In the last few years these FSCs, also referred to as conduit and empty postal box companies in mass media, are heavily scrutinized. The Netherlands is currently pro-actively investigating its involvement in facilitating unwanted structures with little to no substance. In 2021, a committee was appointed by the Dutch parliament to conduct a detailed research into FSCs and they were asked to come up with options to combat the FSC’s that are particularly used for tax avoidance. The results of this research should be expected in the upcoming months.

As part of the government’s tax plan for 2022, and in light of the country’s desire to demonstrate active contribution against undesired international tax planning, in late 2021 the Netherlands formally introduced a proposal that aims to combat avoidance of (Dutch) corporate income tax through international interpretation differences on the arm’s length principle, also called transfer pricing mismatches.

Preventing Transfer Pricing Mismatches in Informal Capital Regimes

Previously, any intercompany loans conducted by, inter-alia, FSCs in the Netherlands that did not bear an arm’s length interest rate would be subjected to a transfer pricing adjustment (i.e., for tax purposes) in order to ensure a taxable profit that would meet the arm’s length principle, would be reported in the Netherlands. Below a sample setup is illustrated.

These situations, notional deduction in the Netherlands but no pick-up on the other side as a result of different applications of the arm’s length principle, are now combated by the introduction of the new measures. Effective for financial years starting on or after January 1 2022, no downwards adjustments are allowed in situations where another state does not impose a corresponding upward adjustment on the deemed interest expense at B BV. In the example provided above, B BV is only allowed to deduct the deemed interest expense and limit the net interest income only to the extent that the foreign company providing the loan (i.e., A Co.) includes the interest income in its taxable base with a corresponding transfer pricing adjustment.

Although the situation described above pertains to a financing structure, the measures will also be applicable to other situation where transfer pricing mismatches arise for FSCs, e.g., non-royalty bearing (sub-)licensing, etc., but also for other types of structures and entities, such as regional principal entities and related IP licenses.

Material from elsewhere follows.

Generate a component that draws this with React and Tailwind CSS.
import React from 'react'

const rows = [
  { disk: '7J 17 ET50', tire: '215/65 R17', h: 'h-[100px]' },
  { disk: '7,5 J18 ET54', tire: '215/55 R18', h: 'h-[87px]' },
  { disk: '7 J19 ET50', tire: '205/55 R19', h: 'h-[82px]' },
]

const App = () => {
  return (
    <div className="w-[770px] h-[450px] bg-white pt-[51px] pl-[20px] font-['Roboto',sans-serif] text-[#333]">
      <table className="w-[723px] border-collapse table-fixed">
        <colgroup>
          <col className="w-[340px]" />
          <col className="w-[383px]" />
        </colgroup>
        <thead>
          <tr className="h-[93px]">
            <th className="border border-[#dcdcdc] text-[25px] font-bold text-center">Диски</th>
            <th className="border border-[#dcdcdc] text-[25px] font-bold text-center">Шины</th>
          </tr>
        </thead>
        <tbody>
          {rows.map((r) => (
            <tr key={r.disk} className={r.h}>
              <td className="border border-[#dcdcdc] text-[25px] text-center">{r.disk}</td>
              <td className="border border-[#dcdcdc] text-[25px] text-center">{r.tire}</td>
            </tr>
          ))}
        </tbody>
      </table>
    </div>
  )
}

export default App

TP implications of cleaning up of informal capital structures regimes

Unsurprisingly, these changes have already led to restructurings by multinationals of their current group financing and licensing flows. This is being done by loan prepayments prior to the original maturity date, capitalization of the loan receivables, discontinuation or terminating of the existing licensing agreements, etc. In other instances, arm’s length interest and royalty rates are incorporated in the relevant agreements.

One should be mindful that any form of termination or exit of these financing / licensing activities in the Netherlands before the originally specified maturity date may lead to challenges or an exit fee discussion.

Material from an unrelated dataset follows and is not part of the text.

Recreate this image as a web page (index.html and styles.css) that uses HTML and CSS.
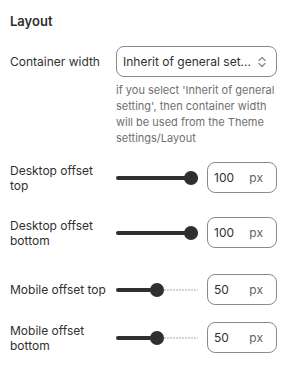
FILE: index.html
```html
<!DOCTYPE html>
<html>
<head>
<meta charset="utf-8">
<link rel="stylesheet" href="styles.css">
</head>
<body>
<div class="panel">
  <h2 class="title">Layout</h2>

  <div class="row row-select">
    <div class="label">Container width</div>
    <div class="control">
      <div class="select">
        <span class="select-text">Inherit of general set...</span>
        <svg class="chev" width="10" height="14" viewBox="0 0 10 14"><path d="M2 5.5 L5 2.5 L8 5.5 M2 8.5 L5 11.5 L8 8.5" fill="none" stroke="#8a8a8a" stroke-width="1.3" stroke-linecap="round" stroke-linejoin="round"/></svg>
      </div>
      <p class="help">if you select 'Inherit of general setting', then container width will be used from the Theme settings/Layout</p>
    </div>
  </div>

  <div class="row row-range r1">
    <div class="label">Desktop offset top</div>
    <div class="slider"><div class="fill" style="width:100%"></div><div class="thumb" style="left:68px"></div></div>
    <div class="num"><span>100</span><span class="unit">px</span></div>
  </div>

  <div class="row row-range r2">
    <div class="label">Desktop offset bottom</div>
    <div class="slider"><div class="fill" style="width:100%"></div><div class="thumb" style="left:68px"></div></div>
    <div class="num"><span>100</span><span class="unit">px</span></div>
  </div>

  <div class="row row-range r3">
    <div class="label">Mobile offset top</div>
    <div class="slider"><div class="fill" style="width:41px"></div><div class="rest" style="left:48px"></div><div class="thumb" style="left:34px"></div></div>
    <div class="num"><span>50</span><span class="unit">px</span></div>
  </div>

  <div class="row row-range r4">
    <div class="label">Mobile offset bottom</div>
    <div class="slider"><div class="fill" style="width:41px"></div><div class="rest" style="left:48px"></div><div class="thumb" style="left:34px"></div></div>
    <div class="num"><span>50</span><span class="unit">px</span></div>
  </div>
</div>
</body>
</html>
```

FILE: styles.css
```css
* { box-sizing: border-box; }
html, body { margin: 0; padding: 0; background: #ffffff; }
body {
  font-family: Inter, "Noto Sans", sans-serif;
  color: #303030;
  font-size: 12px;
  width: 284px;
  height: 375px;
  overflow: hidden;
}
.panel { padding: 12px 7px 0 10px; }
.title {
  margin: 0;
  font-size: 13px;
  font-weight: 600;
  line-height: 18px;
  color: #303030;
}
.row { display: flex; align-items: center; }
.label {
  flex: 0 0 100px;
  margin-right: 6px;
  line-height: 15px;
  color: #303030;
}
.row-select { align-items: flex-start; margin-top: 16px; }
.row-select .label { margin-top: 8px; }
.control { flex: 1; }
.select {
  height: 31px;
  border: 1px solid #8a8a8a;
  border-radius: 8px;
  display: flex;
  align-items: center;
  justify-content: space-between;
  padding: 0 9px 0 6px;
}
.select-text { color: #303030; font-size: 12px; white-space: nowrap; }
.chev { display: block; flex: none; }
.help {
  margin: 5px 0 0 0;
  font-size: 11px;
  line-height: 16px;
  color: #6f6f6f;
}
.row-range { height: 31px; }
.r1 { margin-top: 16px; }
.r2 { margin-top: 24px; }
.r3 { margin-top: 26px; }
.r4 { margin-top: 17px; }
.slider {
  position: relative;
  width: 82px;
  height: 14px;
  margin-right: 9px;
}
.fill {
  position: absolute;
  left: 0;
  top: 5px;
  height: 4px;
  border-radius: 2px;
  background: #303030;
  z-index: 1;
}
.rest {
  position: absolute;
  right: 0;
  top: 6px;
  height: 2px;
  background: repeating-linear-gradient(90deg, #d4d4d4 0 2px, transparent 2px 3px);
}
.thumb {
  position: absolute;
  top: 0;
  width: 14px;
  height: 14px;
  border-radius: 50%;
  background: #303030;
  z-index: 2;
}
.num {
  width: 70px;
  height: 31px;
  border: 1px solid #8a8a8a;
  border-radius: 8px;
  display: flex;
  align-items: center;
  justify-content: space-between;
  padding: 0 13px 0 6px;
  color: #303030;
}
.unit { color: #616161; }
```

For transfer pricing purposes, it is prudent to conduct a two-sided assessment and consider the options realistically available to the parties when entering into a transaction. Specifically, the OECD Guidelines indicate that any analysis should consider the “options realistically available” to the parties involved in an intercompany transaction. Such approach involves a two-sided transfer pricing analysis in which the alternatives of both parties are considered, including contractual terms and conditions to be agreed by them.

Building on the above, historically the Dutch Tax Authorities have taken the position, especially in an APA context, that any termination of activities should be in accordance with arm’s length behavior and hence, an exit fee might be due for giving up any profit related potential by terminating the financing/licensing activities pre-maturely, i.e., indemnity for losing the related profit potential, associated with the positive historic financing/licensing spread that the Dutch taxpayer enjoyed. The reasoning thereof being that in an arm’s length/market context, a third-party would likely not agree to terminate its profitable activities without an appropriate compensation. Such discussions could result in an exit fee that will be included for Dutch CIT purposes (taxed at 25%, upper bracket as of 2021).

It is therefore advised to thread carefully and diligently when amending the existing structures. In that regard preparing a comprehensive defense file which describes in detail the considerations behind the termination or amendment of the transaction involved is crucial. Having appropriate transfer pricing documentation for the position taken is not only a mandatory requirement it also safeguards that the burden of proof does not shift from the inspector back to the tax payer, similar to the quick fixes implementation on the earnings stripping rules from a few years ago and the common challenges we saw.

How to prepare

In order to properly prepare for potential scrutiny, it is thus crucial to prepare contemporaneous documentation in the form of a Transfer Pricing defense file, which details, inter-alia, the following:

  • The business rationale for the restructuring;
  • The two-sided perspective and options realistically available to all companies party to the transactions;
  • Whether the loan agreements and/or limitation of risk agreements (if applicable) contain relevant clauses for dealing with such scenarios, and might thus have been captured in the price setting of the transactions;
  • Transfer pricing assessment of a potential compensation for giving up profit potential or substantial renegotiations of any contracts, consistent with the guidance in Chapter IX of the OECD Transfer Pricing Guidelines dealing with business restructurings.